Tim Berners-Lee and the War On XML

Friday, 3 Nov 2006 [Thursday, 9 Nov 2006]

Tim Berners-Lee:

Some things are clearer with hindsight of several years. It is necessary to evolve HTML incrementally. The attempt to get the world to switch to XML, including quotes around attribute values and slashes in empty tags and namespaces all at once didn’t work. The large HTML-generating public did not move, largely because the browsers didn’t complain.

From following the discussion of Sir Tim’s announcement about a new HTML working group around the weblogs, I appear to be the only one to whom this bit made no sense at all.

Switching to XML is not the issue. The fact that the public didn’t move is not because XML is too big a break. The public, in fact, has often wanted to move more than they should. That they didn’t is because the majority browser engine doesn’t support XHTML at all. And is it any surprise that it doesn’t? There has been no urgency to implement such support. XHTML 2.0 does not yet exist (and in any case constitutes a complete abandonment of the 1.x track), whereas XHTML 1.x itself is just HTML 4.01 with a different syntactical outfit. Switching to XML, then, currently means giving up users in exchange for very little benefit. As a result, no one does it.

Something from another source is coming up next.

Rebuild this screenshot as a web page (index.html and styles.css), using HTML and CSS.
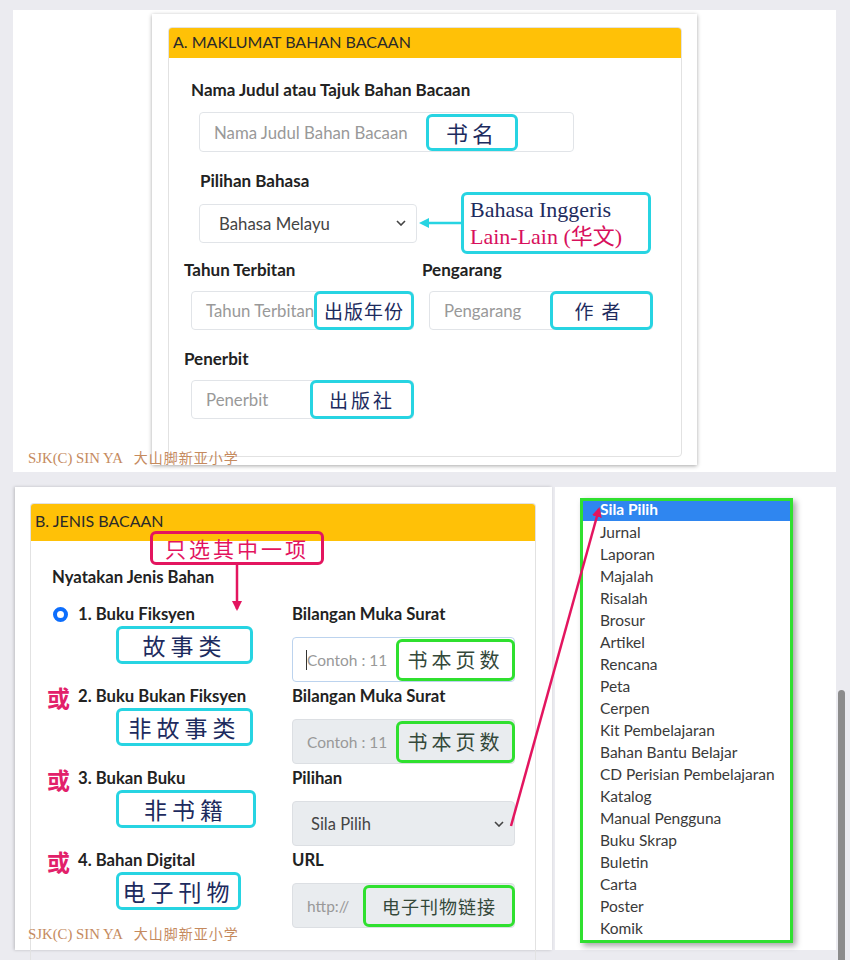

What should have been incremental is not the evolution of the syntax; it is the evolution of the vocabulary. Were switching to XML a requirement for reaping compelling benefits, the public would indubitably have moved. So would the majority browser engine.

Update: Phil Wilson, in response:

So if the majority browser engine did support XML, this presumably brings us to the question of what would those compelling benefits to the public be?

I guess I didn’t make myself clear enough. My point is not that XML itself would bring compelling benefits. My point is: had there been an XHTML 1.5 with compelling new features, then the necessity of switching to XML wouldn’t have been a barrier to its adoption. XML is not the problem. The fact that there never was an XHTML 1.5 is the problem. XHTML 1.1 did not fail to get traction because it necessitates switching to XML; it failed because in absence of anything new in it that users would want, there never was any urgency for the majority browser to support it.